#### Given data:
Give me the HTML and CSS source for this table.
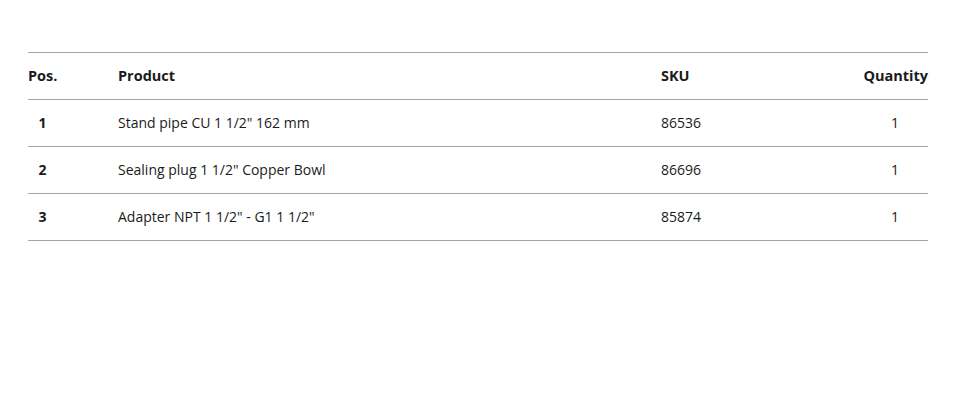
FILE: index.html
```html
<!DOCTYPE html>
<html lang="en">
<head>
<meta charset="utf-8">
<title>Parts list</title>
<link rel="stylesheet" href="styles.css">
</head>
<body>
<div class="parts">
  <div class="row head">
    <div class="pos"><span class="pos-inner">Pos.</span></div>
    <div class="product">Product</div>
    <div class="sku">SKU</div>
    <div class="qty"><span class="qty-inner">Quantity</span></div>
  </div>
  <div class="row">
    <div class="pos"><span class="pos-inner num">1</span></div>
    <div class="product">Stand pipe CU 1 1/2" 162 mm</div>
    <div class="sku">86536</div>
    <div class="qty"><span class="qty-inner">1</span></div>
  </div>
  <div class="row">
    <div class="pos"><span class="pos-inner num">2</span></div>
    <div class="product">Sealing plug 1 1/2" Copper Bowl</div>
    <div class="sku">86696</div>
    <div class="qty"><span class="qty-inner">1</span></div>
  </div>
  <div class="row">
    <div class="pos"><span class="pos-inner num">3</span></div>
    <div class="product">Adapter NPT 1 1/2" - G1 1 1/2"</div>
    <div class="sku">85874</div>
    <div class="qty"><span class="qty-inner">1</span></div>
  </div>
</div>
</body>
</html>
```
FILE: styles.css
```css
html, body {
  margin: 0;
  padding: 0;
  background: #ffffff;
}
body {
  font-family: "Open Sans", "Liberation Sans", sans-serif;
  font-size: 14px;
  color: #1b1b1b;
  padding: 52px 30px 0 28px;
}
.parts {
  width: 900px;
  border-top: 1px solid #9ba8b1;
}
.row {
  display: grid;
  grid-template-columns: 90px 543px 1fr 66px;
  align-items: center;
  height: 46px;
  padding-bottom: 1px;
  box-sizing: border-box;
  border-bottom: 1px solid #9ba8b1;
}
.row {
  height: 47px;
}
.head {
  font-weight: 700;
  font-size: 14.5px;
}
.pos-inner {
  display: inline-block;
  width: 29px;
  text-align: center;
}
.num {
  font-weight: 700;
}
.qty {
  text-align: center;
}
.head .qty {
  text-align: right;
}
```
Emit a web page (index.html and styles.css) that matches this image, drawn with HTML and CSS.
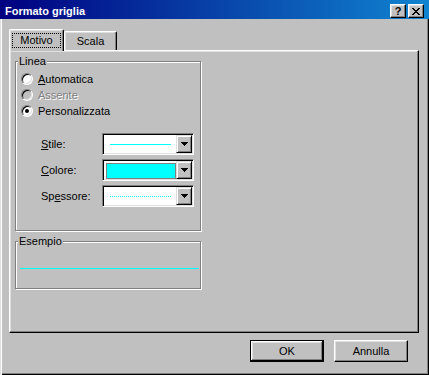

#### Objective:
Repeat all of the entries word for word, but omit the pictures.

#### Reply to the exercise:
Give me the HTML and CSS source for this table.
FILE: index.html
```html
<!DOCTYPE html>
<html lang="en">
<head>
<meta charset="utf-8">
<title>Parts list</title>
<link rel="stylesheet" href="styles.css">
</head>
<body>
<div class="parts">
  <div class="row head">
    <div class="pos"><span class="pos-inner">Pos.</span></div>
    <div class="product">Product</div>
    <div class="sku">SKU</div>
    <div class="qty"><span class="qty-inner">Quantity</span></div>
  </div>
  <div class="row">
    <div class="pos"><span class="pos-inner num">1</span></div>
    <div class="product">Stand pipe CU 1 1/2" 162 mm</div>
    <div class="sku">86536</div>
    <div class="qty"><span class="qty-inner">1</span></div>
  </div>
  <div class="row">
    <div class="pos"><span class="pos-inner num">2</span></div>
    <div class="product">Sealing plug 1 1/2" Copper Bowl</div>
    <div class="sku">86696</div>
    <div class="qty"><span class="qty-inner">1</span></div>
  </div>
  <div class="row">
    <div class="pos"><span class="pos-inner num">3</span></div>
    <div class="product">Adapter NPT 1 1/2" - G1 1 1/2"</div>
    <div class="sku">85874</div>
    <div class="qty"><span class="qty-inner">1</span></div>
  </div>
</div>
</body>
</html>
```
FILE: styles.css
```css
html, body {
  margin: 0;
  padding: 0;
  background: #ffffff;
}
body {
  font-family: "Open Sans", "Liberation Sans", sans-serif;
  font-size: 14px;
  color: #1b1b1b;
  padding: 52px 30px 0 28px;
}
.parts {
  width: 900px;
  border-top: 1px solid #9ba8b1;
}
.row {
  display: grid;
  grid-template-columns: 90px 543px 1fr 66px;
  align-items: center;
  height: 46px;
  padding-bottom: 1px;
  box-sizing: border-box;
  border-bottom: 1px solid #9ba8b1;
}
.row {
  height: 47px;
}
.head {
  font-weight: 700;
  font-size: 14.5px;
}
.pos-inner {
  display: inline-block;
  width: 29px;
  text-align: center;
}
.num {
  font-weight: 700;
}
.qty {
  text-align: center;
}
.head .qty {
  text-align: right;
}
```
Emit a web page (index.html and styles.css) that matches this image, drawn with HTML and CSS.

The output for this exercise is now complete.